You seem to think faunal succession is a weakness of evolution. I would say it's a real problem for people who don't accept it. Where is that Precambrian rabbit? There wasn't any.
Actually, I think faunal succession was directed. I just don't think that the fossil record is accurately dated or sequenced.

And yes, I meant Mastodon. Survived in North America until "10,000 years ago".
As for the mountains being "cut" by rivers... it doesn't take much of a rise to have a river shift course. Look at the Mississippi valley. Modern stone "cuts" are occurring in places where the valley or canyon is already formed and the rise is miniscule. Pretty pictures of cross-sections like http://www.pbs.org/wgbh/amex/canyon/sfeature/geologygraphic.html leave out a LOT of time - and beg some questions like "how did the canyon not fill up when it was under a "shallow sea"? Coastal places fill with mud to become flat, least in the places I know. Especially if a river dumps into the bay.
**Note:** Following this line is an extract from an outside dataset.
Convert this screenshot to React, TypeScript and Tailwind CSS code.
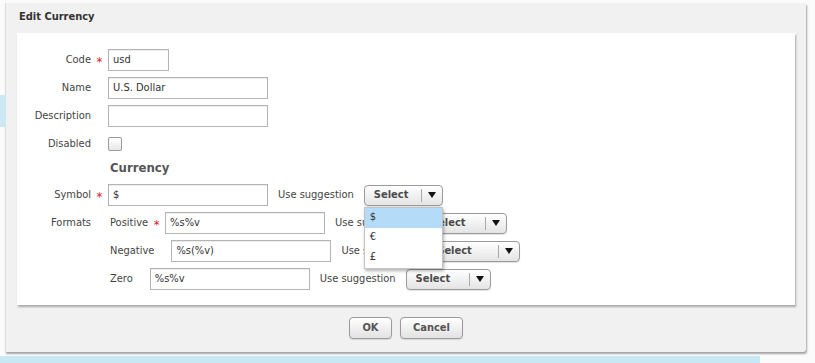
import { ReactNode } from "react";

const font = "font-['DejaVu_Sans_Condensed','DejaVu_Sans',sans-serif]";

function Star() {
  return <span className="text-[#d0262b] text-[13px] leading-none">*</span>;
}

function TextInput({ value, w = "w-[160px]" }: { value: string; w?: string }) {
  return (
    <div
      className={`${w} h-[22px] border border-[#b4b4b4] bg-white shadow-[inset_0_1px_1px_rgba(0,0,0,0.08)] pl-[4px] flex items-center text-[11px] text-[#333]`}
    >
      {value}
    </div>
  );
}

function SelectButton({ w, children }: { w: string; children?: ReactNode }) {
  return (
    <div className={`relative ${w} h-[21px]`}>
      <div className="h-full flex items-center rounded-[4px] border border-[#9a9a9a] bg-gradient-to-b from-white to-[#e4e4e4] shadow-[0_1px_1px_rgba(0,0,0,0.12)]">
        <span className="flex-1 pl-[9px] text-[11px] font-bold text-[#4a4a4a]">Select</span>
        <span className="w-px h-[13px] bg-[#a8a8a8]" />
        <span className="w-[20px] flex justify-center">
          <svg width="8" height="6" viewBox="0 0 8 6">
            <path d="M0 0h8L4 6z" fill="#111" />
          </svg>
        </span>
      </div>
      {children}
    </div>
  );
}

function Row({ label, star, children }: { label: string; star?: boolean; children: ReactNode }) {
  return (
    <div className="flex items-center h-[22px]">
      <div className="w-[74px] text-right text-[11px] text-[#444]">{label}</div>
      <div className="w-[17px] flex justify-center pt-[3px]">{star && <Star />}</div>
      {children}
    </div>
  );
}

function Suggest({ w, children }: { w: string; children?: ReactNode }) {
  return (
    <>
      <span className="ml-[10px] mr-[10px] text-[11px] text-[#444]">Use suggestion</span>
      <SelectButton w={w}>{children}</SelectButton>
    </>
  );
}

function SubRow({ label, star, value, w }: { label: string; star?: boolean; value: string; w: string }) {
  return (
    <div className="flex items-center h-[22px]">
      <span className="pl-[2px] text-[11px] text-[#444]">{label}</span>
      <span className="w-[17px] flex justify-center pt-[3px]">{star && <Star />}</span>
      <TextInput value={value} />
      <Suggest w={w} />
    </div>
  );
}

function Button({ label, w }: { label: string; w: string }) {
  return (
    <div
      className={`${w} h-[22px] rounded-[4px] border border-[#9a9a9a] bg-gradient-to-b from-white to-[#e2e2e2] shadow-[0_1px_1px_rgba(0,0,0,0.12)] flex items-center justify-center text-[11px] font-bold text-[#555]`}
    >
      {label}
    </div>
  );
}

export default function App() {
  return (
    <div className={`relative w-[815px] h-[363px] overflow-hidden bg-[#fbfbfb] ${font}`}>
      {/* page behind the dialog */}
      <div className="absolute left-0 top-[95px] w-[6px] h-[32px] bg-[#cbe8f4]" />

      <div className="pt-[3px] pl-[5px]">
        <div className="w-[801px] h-[349px] flex flex-col bg-[#f1f1f1] border-l border-[#dcdcdc] rounded-br-[3px] shadow-[1px_2px_2px_rgba(0,0,0,0.35)]">
          <div className="h-[30px] pl-[13px] pt-[6px] text-[11px] font-bold text-[#333]">Edit Currency</div>

          <div className="mx-[11px] h-[272px] bg-white shadow-[1px_2px_2px_rgba(0,0,0,0.3)] pt-[16px] flex flex-col gap-[6px]">
            <Row label="Code" star>
              <TextInput value="usd" w="w-[61px]" />
            </Row>
            <Row label="Name">
              <TextInput value="U.S. Dollar" />
            </Row>
            <Row label="Description">
              <TextInput value="" />
            </Row>
            <Row label="Disabled">
              <div className="w-[14px] h-[14px] rounded-[2px] border border-[#9a9a9a] bg-gradient-to-b from-white to-[#e8e8e8]" />
            </Row>
            <div className="h-[17px] pl-[93px] text-[13px] leading-[13px] font-bold text-[#555]">Currency</div>
            <Row label="Symbol" star>
              <TextInput value="$" />
              <Suggest w="w-[79px]">
                <div className="absolute left-0 top-[22px] w-full z-10 bg-white border border-[#c4c4c4] shadow-[1px_2px_3px_rgba(0,0,0,0.3)] text-[11px] text-[#333]">
                  <div className="h-[20px] pl-[5px] flex items-center bg-[#b4dcf9]">$</div>
                  <div className="h-[20px] pl-[5px] flex items-center">€</div>
                  <div className="h-[20px] pl-[5px] flex items-center">£</div>
                </div>
              </Suggest>
            </Row>
            <div className="flex">
              <div className="w-[74px] h-[22px] flex items-center justify-end text-[11px] text-[#444]">Formats</div>
              <div className="ml-[17px] flex flex-col gap-[6px]">
                <SubRow label="Positive" star value="%s%v" w="w-[86px]" />
                <SubRow label="Negative" value="%s(%v)" w="w-[93px]" />
                <SubRow label="Zero" value="%s%v" w="w-[85px]" />
              </div>
            </div>
          </div>

          <div className="flex-1 flex items-center justify-center gap-[8px] pb-[1px]">
            <Button label="OK" w="w-[43px]" />
            <Button label="Cancel" w="w-[63px]" />
          </div>
        </div>
      </div>

      <div className="mt-[4px] w-[760px] h-[8px] bg-[#c8e8f5]" />
    </div>
  );
}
You see, the "transformed under heat and pressure" sort of makes me wonder just what sort of heat and pressure would be happening to something that was in a canyon. Since, of course, the idea is "the waters been flowing here all this time, and the mountain grew slowly, so it eroded each year."
I really don't care if you believe me, I'm just saying what I believe.

181 posted on 10/20/2007 8:03:05 PM PDT by WizWom (Stupidity Hater!)